The other thing that got me was going to the SPCA today. I want a cat so badly. Being there and seeing loving, friendly and cute cats in cages made me upset. I hate my parents for not letting me give one a home. I don't mean to replace Thomas or to fill a void, but I could give an animal love and a home and not just let them rot away in cages at the SPCA. I suppose I do have quite a big soft spot for animals, cats even more, but I don't think I'm being too irrational.
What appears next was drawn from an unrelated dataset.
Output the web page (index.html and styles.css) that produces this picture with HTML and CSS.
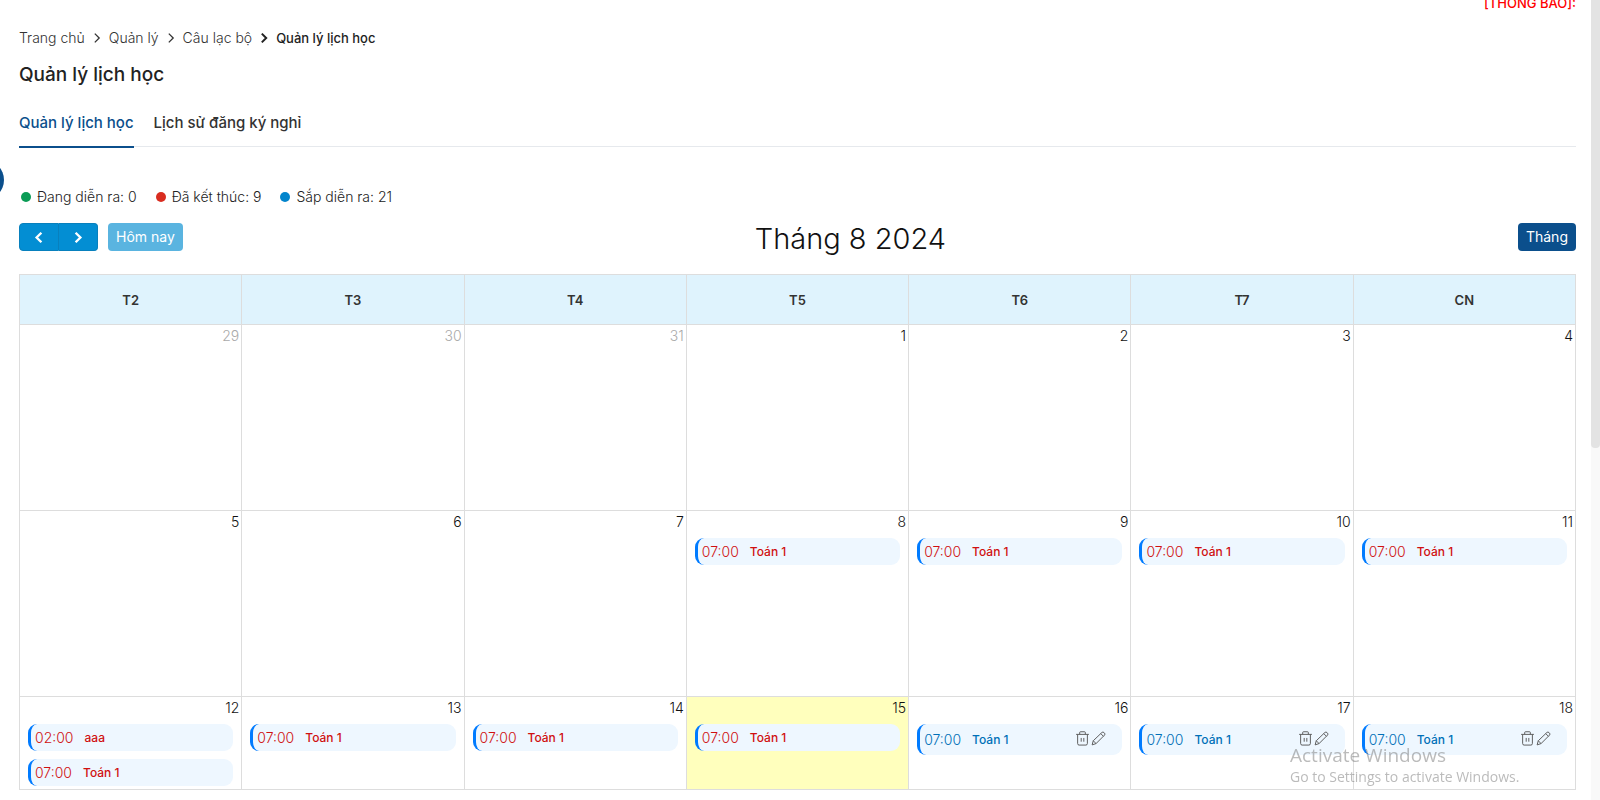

Finally, thought up a tattoo idea. This might sound dumb to me in the morning but right now I love the idea. I want to get a gardenia to start. Then, around it, I want other Greek themed things. Being Greek is a part of me, it always has been. And Gardenias are my favourite flowers, the smell is intoxicating and brings memories to the forefront of my mind. Just one deep inhale and I imagine myself walking in the streets of Greece around my Yia-yia's home. And as said, being Greek is a big part of me. I'm ashamed to say that I don't speak Greek very well, but it still means a lot to me. I love the country and my background. And I think this is something my mom will be proud of, which is a nice bonus.

So many thoughts.

Sunday, March 22, 2009

Coming from Livejournal:
http://ksquaredd.livejournal.com

To begin, I cannot wait til summer. I wanna get on a plastic blow up floaty, pop in my head phones and flow out to sea. I'll be back in time for next semester. Summer weather makes everything so much better. Your spirits are uplifted and your body just feels so free and warm. Its my favourite time of the year for the simple fact of the weather. I could be in school in the summer and still be happy (to a degree). I cannot wait.

Very tired of feeling sick all the time.